Four years ago, the self-described architect of the Sept. 11 attacks disrupted the proceedings by reciting Koran verses aloud and declaring that he welcomed the death penalty.

“This is what I wish — to be martyred,” he told the first judge on the earlier case, a Marine colonel.

That occurred less than two years after Mohammed’s arrival at Guantánamo from more than three years of custody in secret CIA prisons, during which he was subjected to 183 rounds of waterboarding and other aggressive interrogation techniques.

In this court appearance, the only verbal outburst came from Bin al Shibh, who blurted at one point that the prison camp leadership was just like Moammar Gadhafi, the slain Libyan dictator.

When the judge tried to hush Bin al Shibh, explaining the accused would be given a chance to speak later, the Yemeni replied: “Maybe they are going to kill us and say that we are committing suicide.”

Defense lawyers said, alternately, that the men were protesting prison camp interference in the attorney-client relationship, something that happened that morning involving Bin Attash’s prosthetic leg during his transfer from his cell to the war court, being strip-searched before arriving at the court complex Saturday and their treatment in years of CIA custody prior to their September 2006 arrival at Guantánamo.

“These men have been mistreated,” declared Pentagon-paid defense counsel Cheryl Bormann, Bin Attash’s attorney, a civilian who specializes in death-penalty cases.

Bormann stunned spectators by turning up at the compound in a black abaya, cloaking her from head to toe — covering her hair, leaving only her face showing.

With the exception of Bin al Shibh’s outburst, the men adopted looks of disinterest throughout the hearing. During recesses, they spoke animatedly between themselves and across the five rows they occupied in the courtroom, at times laughing and smiling.
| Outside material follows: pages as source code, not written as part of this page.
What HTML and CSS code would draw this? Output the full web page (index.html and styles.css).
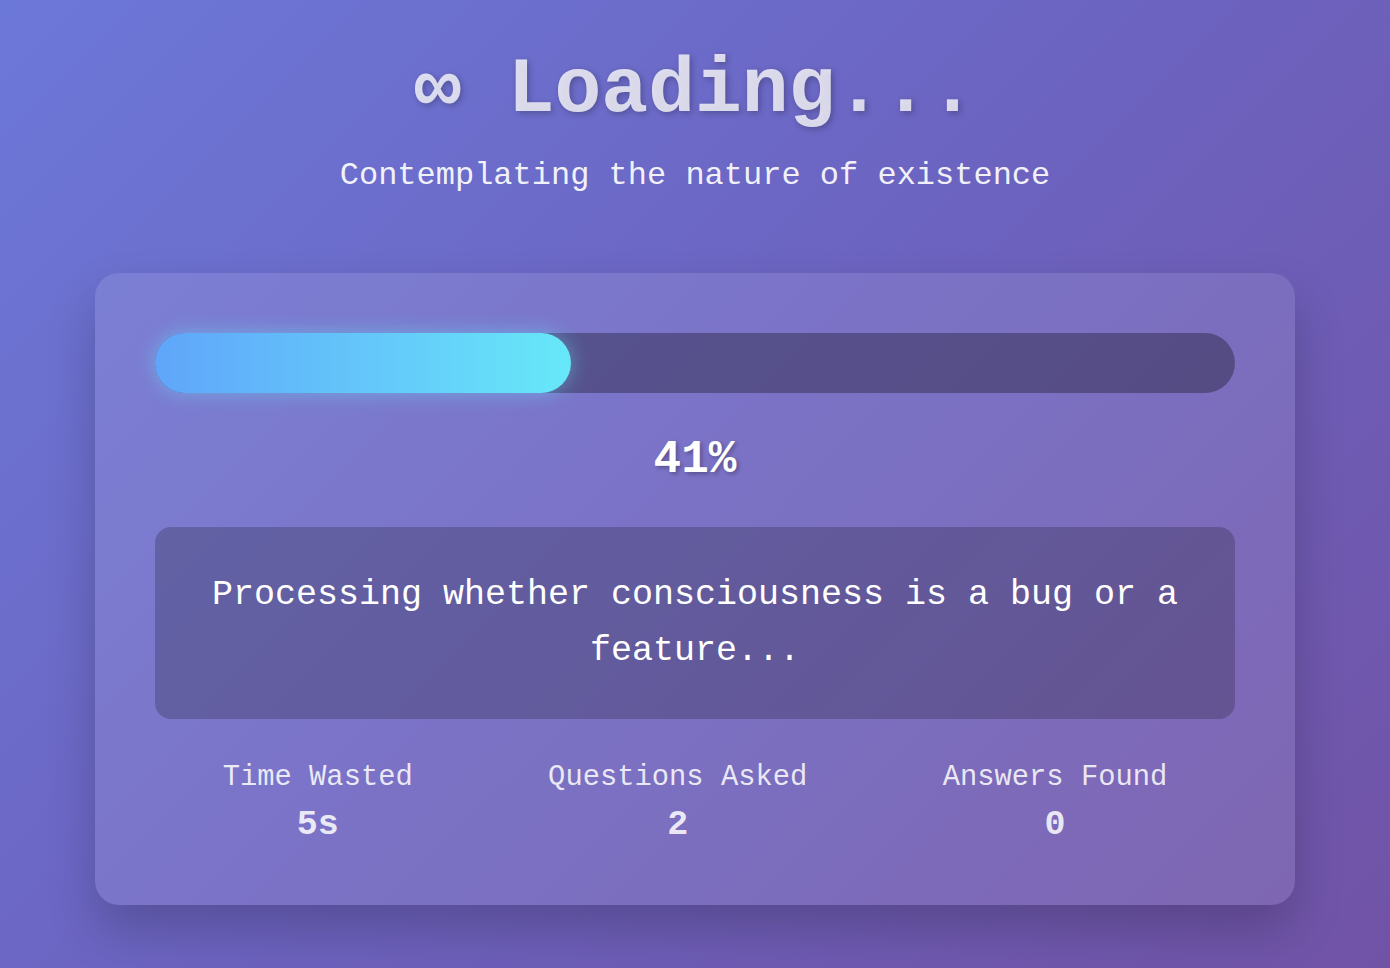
FILE: index.html
```html
<!DOCTYPE html>
<html lang="en">
<head>
    <meta charset="UTF-8">
    <meta name="viewport" content="width=device-width, initial-scale=1.0">
    <title>Infinite Loading</title>
    <link rel="stylesheet" href="styles.css">
</head>
<body>
    <header class="header">
        <h1 class="title">∞ Loading...</h1>
        <p class="subtitle">Contemplating the nature of existence</p>
    </header>

    <main class="card">
        <div class="progress-track">
            <div class="progress-fill" style="width: 38.5%"></div>
        </div>

        <div class="percent">41%</div>

        <div class="message">
            Processing whether consciousness is a bug or a feature...
        </div>

        <div class="stats">
            <div class="stat">
                <div class="stat-label">Time Wasted</div>
                <div class="stat-value">5s</div>
            </div>
            <div class="stat">
                <div class="stat-label">Questions Asked</div>
                <div class="stat-value">2</div>
            </div>
            <div class="stat">
                <div class="stat-label">Answers Found</div>
                <div class="stat-value">0</div>
            </div>
        </div>
    </main>
</body>
</html>
```

FILE: styles.css
```css
* {
    margin: 0;
    padding: 0;
    box-sizing: border-box;
}

body {
    min-height: 100vh;
    font-family: 'Liberation Mono', 'Courier New', monospace;
    background: linear-gradient(135deg, #6c78d8 0%, #6c63c0 50%, #7153a6 100%);
    color: #ffffff;
    padding-top: 42px;
}

/* Header */
.header {
    text-align: center;
}

.title {
    font-size: 78px;
    line-height: 96px;
    font-weight: 700;
    color: rgba(255, 255, 255, 0.78);
    text-shadow: 2px 2px 6px rgba(0, 0, 0, 0.25);
}

.subtitle {
    margin-top: 17px;
    font-size: 32px;
    line-height: 42px;
    color: rgba(255, 255, 255, 0.92);
}

/* Card */
.card {
    width: 1200px;
    margin: 76px auto 0;
    padding: 60px;
    background: rgba(255, 255, 255, 0.1);
    border-radius: 24px;
    box-shadow: 0 25px 50px rgba(0, 0, 0, 0.2);
}

.progress-track {
    height: 60px;
    border-radius: 30px;
    background: rgba(0, 0, 0, 0.3);
}

.progress-fill {
    height: 100%;
    border-radius: 30px;
    background: linear-gradient(90deg, #60a5fa, #67e8f9);
    box-shadow: 0 0 20px rgba(103, 232, 249, 0.45);
}

.percent {
    margin-top: 40px;
    text-align: center;
    font-size: 46px;
    line-height: 54px;
    font-weight: 700;
    text-shadow: 2px 2px 4px rgba(0, 0, 0, 0.3);
}

.message {
    margin-top: 40px;
    padding: 40px;
    background: rgba(0, 0, 0, 0.2);
    border-radius: 16px;
    text-align: center;
    font-size: 35px;
    line-height: 56px;
}

.stats {
    margin-top: 42px;
    display: flex;
    justify-content: space-around;
    text-align: center;
}

.stat-label {
    font-size: 28.8px;
    line-height: 34px;
    color: rgba(255, 255, 255, 0.85);
}

.stat-value {
    margin-top: 10px;
    font-size: 35px;
    line-height: 40px;
    font-weight: 700;
    color: rgba(255, 255, 255, 0.85);
}
```
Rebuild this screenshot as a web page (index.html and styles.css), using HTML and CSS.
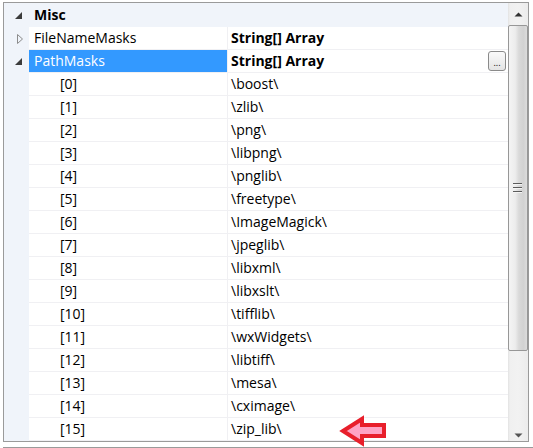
FILE: index.html
```html
<!DOCTYPE html>
<html>
<head>
<meta charset="utf-8">
<link rel="stylesheet" href="styles.css">
</head>
<body>
<div class="grid">
  <div class="main">
    <div class="row cat">
      <span class="gut"><svg class="tri" width="10" height="10" viewBox="0 0 10 10"><polygon points="1,8 8,8 8,1" fill="#3c3c3c"/></svg></span>
      <span class="name bold">Misc</span>
    </div>
    <div class="row">
      <span class="gut"><svg class="tri" width="10" height="12" viewBox="0 0 10 12"><polygon points="3.5,1.5 8.5,6 3.5,10.5" fill="none" stroke="#8c8c8c" stroke-width="1"/></svg></span>
      <span class="name">FileNameMasks</span>
      <span class="val bold">String[] Array</span>
    </div>
    <div class="row sel">
      <span class="gut"><svg class="tri" width="10" height="10" viewBox="0 0 10 10"><polygon points="1,8 8,8 8,1" fill="#3c3c3c"/></svg></span>
      <span class="name">PathMasks</span>
      <span class="val bold">String[] Array<span class="dots">...</span></span>
    </div>
    <div class="row"><span class="gut"></span><span class="name idx">[0]</span><span class="val">\boost\</span></div>
    <div class="row"><span class="gut"></span><span class="name idx">[1]</span><span class="val">\zlib\</span></div>
    <div class="row"><span class="gut"></span><span class="name idx">[2]</span><span class="val">\png\</span></div>
    <div class="row"><span class="gut"></span><span class="name idx">[3]</span><span class="val">\libpng\</span></div>
    <div class="row"><span class="gut"></span><span class="name idx">[4]</span><span class="val">\pnglib\</span></div>
    <div class="row"><span class="gut"></span><span class="name idx">[5]</span><span class="val">\freetype\</span></div>
    <div class="row"><span class="gut"></span><span class="name idx">[6]</span><span class="val">\ImageMagick\</span></div>
    <div class="row"><span class="gut"></span><span class="name idx">[7]</span><span class="val">\jpeglib\</span></div>
    <div class="row"><span class="gut"></span><span class="name idx">[8]</span><span class="val">\libxml\</span></div>
    <div class="row"><span class="gut"></span><span class="name idx">[9]</span><span class="val">\libxslt\</span></div>
    <div class="row"><span class="gut"></span><span class="name idx">[10]</span><span class="val">\tifflib\</span></div>
    <div class="row"><span class="gut"></span><span class="name idx">[11]</span><span class="val">\wxWidgets\</span></div>
    <div class="row"><span class="gut"></span><span class="name idx">[12]</span><span class="val">\libtiff\</span></div>
    <div class="row"><span class="gut"></span><span class="name idx">[13]</span><span class="val">\mesa\</span></div>
    <div class="row"><span class="gut"></span><span class="name idx">[14]</span><span class="val">\cximage\</span></div>
    <div class="row"><span class="gut"></span><span class="name idx">[15]</span><span class="val">\zip_lib\</span></div>
  </div>
  <div class="scroll">
    <div class="sbtn"><svg width="9" height="5" viewBox="0 0 9 5"><polygon points="0.5,4.5 4.5,0.5 8.5,4.5" fill="#333"/></svg></div>
    <div class="thumb"><span class="grip"></span><span class="grip"></span><span class="grip"></span></div>
    <div class="track"></div>
    <div class="sbtn down"><svg width="9" height="5" viewBox="0 0 9 5"><polygon points="0.5,0.5 8.5,0.5 4.5,4.5" fill="#555"/></svg></div>
  </div>
</div>
<div class="below"></div>
<svg class="arrow" width="54" height="36" viewBox="336 413 54 36">
  <polygon points="343,431 362,419 362,425 384,425 384,436 362,436 362,443" fill="#ffa3c4" stroke="#e81f2b" stroke-width="4" stroke-linejoin="miter"/>
</svg>
</body>
</html>
```
FILE: styles.css
```css
html, body {
  margin: 0;
  padding: 0;
  background: #ffffff;
}
body {
  font-family: "Open Sans", "Noto Sans", sans-serif;
  font-size: 14px;
  color: #000;
  position: relative;
  width: 533px;
  height: 448px;
  overflow: hidden;
}
.grid {
  margin: 2px 4px 0 3px;
  border: 1px solid #9a9a9a;
  height: 438px;
  display: flex;
  overflow: hidden;
}
.main {
  width: 504px;
  display: flex;
  flex-direction: column;
  background: #fff;
}
.row {
  height: 23px;
  flex: none;
  display: flex;
  box-sizing: border-box;
  border-bottom: 1px solid #f0f0f3;
}
.row .gut {
  width: 25px;
  flex: none;
  background: #f0f4fa;
  display: flex;
  align-items: center;
  justify-content: center;
  margin-bottom: -1px;
}
.tri {
  display: block;
  margin-left: 4px;
}
.row.cat {
  height: 24px;
  background: #f0f4fa;
  border-bottom: none;
}
.name {
  width: 198px;
  flex: none;
  box-sizing: border-box;
  padding-left: 5px;
  line-height: 22px;
  white-space: nowrap;
}
.name.idx {
  padding-left: 31px;
}
.val {
  flex: 1;
  border-left: 1px solid #f0f0f3;
  padding-left: 3px;
  line-height: 22px;
  white-space: nowrap;
  display: flex;
  align-items: center;
}
.bold {
  font-weight: 700;
}
.cat .name {
  line-height: 24px;
}
.sel .name {
  background: #3399ff;
  color: #fff;
}
.dots {
  margin-left: auto;
  margin-right: 2px;
  width: 18px;
  height: 20px;
  box-sizing: border-box;
  border: 1px solid #8a8a8a;
  border-radius: 3px;
  background: linear-gradient(#fafafa, #e4e4e4);
  font-size: 9px;
  font-weight: 400;
  line-height: 22px;
  text-align: center;
  letter-spacing: 0;
  color: #000;
}
.scroll {
  width: 20px;
  flex: none;
  display: flex;
  flex-direction: column;
  background: linear-gradient(90deg, #e2e2e2 0, #f0f0f0 2px, #f2f2f2 10px, #ececec 100%);
}
.sbtn {
  height: 22px;
  flex: none;
  display: flex;
  align-items: center;
  justify-content: center;
}
.sbtn svg {
  display: block;
}
.sbtn.down {
  height: 18px;
  align-items: flex-start;
  padding-top: 10px;
  box-sizing: border-box;
}
.thumb {
  height: 326px;
  flex: none;
  box-sizing: border-box;
  border: 1px solid #979797;
  border-radius: 2px;
  background: linear-gradient(90deg, #f4f4f4 0, #ececec 35%, #d9d9d9 55%, #d2d2d2 80%, #dcdcdc 100%);
  display: flex;
  flex-direction: column;
  align-items: center;
  justify-content: center;
  gap: 2px;
  padding-right: 1px;
}
.grip {
  width: 9px;
  height: 1px;
  background: #5c5c5c;
  border-bottom: 1px solid #f4f4f4;
}
.track {
  flex: 1;
}
.below {
  margin: 5px 0 0 3px;
  border-top: 1px solid #9a9a9a;
}
.arrow {
  position: absolute;
  left: 336px;
  top: 413px;
}
```
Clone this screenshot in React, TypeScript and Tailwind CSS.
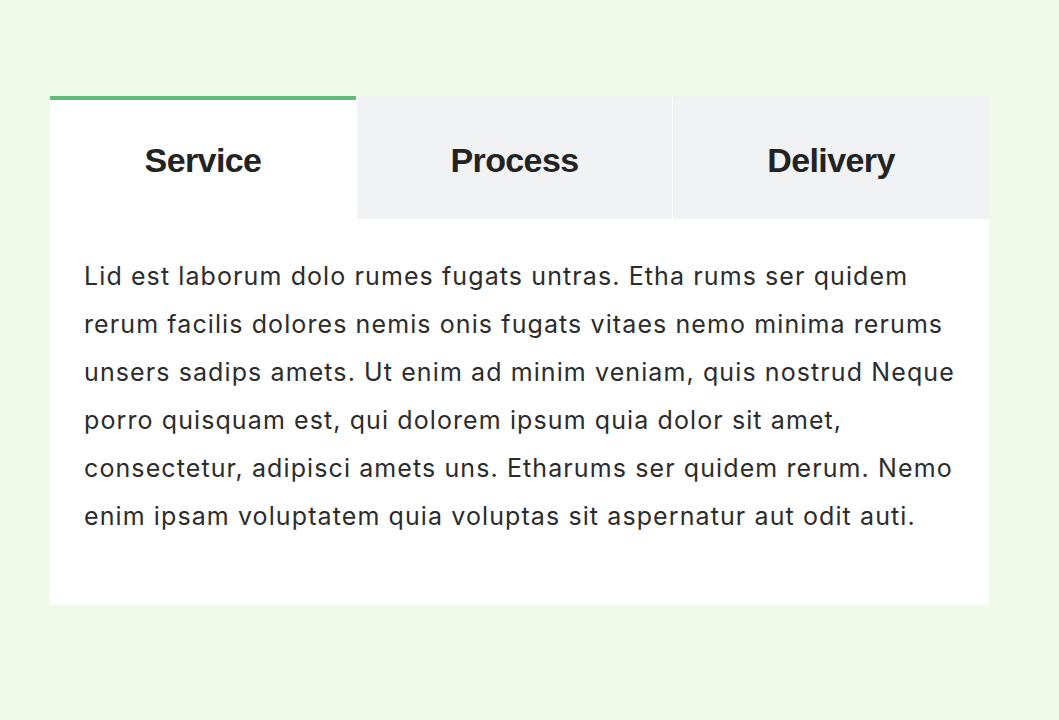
import { useState } from "react";

const tabs = ["Service", "Process", "Delivery"];

const App = () => {
  const [active, setActive] = useState(0);

  return (
    <div className="min-h-screen w-full bg-[#effbe7] pt-24 px-[50px]" style={{ fontFamily: "Inter, 'Noto Sans', sans-serif" }}>
      <div className="w-[939px] bg-white">
        <div className="grid grid-cols-[306px_316px_317px] gap-0">
          {tabs.map((t, i) => (
            <button
              key={t}
              onClick={() => setActive(i)}
              className={
                i === active
                  ? "h-[123px] bg-white border-t-4 border-[#5fbd7b] pt-[2px] text-[34px] font-bold tracking-[-0.6px] text-[#232323]"
                  : "h-[123px] bg-[#f1f2f4] border-l border-t-4 border-l-white border-t-[#f1f2f4] pt-[2px] text-[34px] font-bold tracking-[-0.6px] text-[#232323]"
              }
              style={{ fontFamily: "'Liberation Sans', Arial, sans-serif" }}
            >
              {t}
            </button>
          ))}
        </div>
        <div className="pl-[34px] pr-[28px] pt-[33px] pb-[65px]">
          <p className="text-[25px] leading-[48px] tracking-[1.1px] text-[#2c2c2c]">
            Lid est laborum dolo rumes fugats untras. Etha rums ser quidem rerum facilis dolores nemis onis fugats vitaes nemo minima rerums unsers sadips amets. Ut enim ad minim veniam, quis nostrud Neque porro quisquam est, qui dolorem ipsum quia dolor sit amet, consectetur, adipisci amets uns. Etharums ser quidem rerum. Nemo enim ipsam voluptatem quia voluptas sit aspernatur aut odit auti.
          </p>
        </div>
      </div>
    </div>
  );
};

export default App;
For a while, Mohammed’s nephew, Ammar al Baluchi, leafed through a copy of The Economist. He handed it back to Mustafa al-Hawsawi, sitting in the defendant’s row behind him during a recess. The nephew, a Pakistani, and Hawsawi, a Saudi, are accused in the charge sheets of wiring money to the Sept. 11 hijackers.

Pohl questioned bin Attash’s military attorney, Air Force Capt. Michael Schwartz, about whether bin Attash would sit peacefully if the restraints were removed. Midway through the morning, the judge instructed him to be released. He sat for the rest of the morning in an ordinary court chair, but didn’t appear to be following the proceedings.

At issue early in the hearing was whether the accused 9/11 conspirators would accept their Pentagon-paid defense counsel, a key preliminary step to holding an arraignment. The defense lawyers sought, first, to argue motions at the court alleging inadequate defense resources, prison camp interference in the attorney-client relationship and restrictive conditions imposed on their legal duties.

Pohl would have none of it. He insisted that the issue of appointment of counsel come first.

Then, one by one, the judge read a script to each of the accused, spelling out each man’s right to a Pentagon-paid legal team. Pohl periodically asked each of the men whether he understood what was being said.

None replied, so he noted over and over again for the record, “accused refuses to answer.”

And, then one by one, the judge unilaterally appointed their Pentagon-paid attorneys to defend them.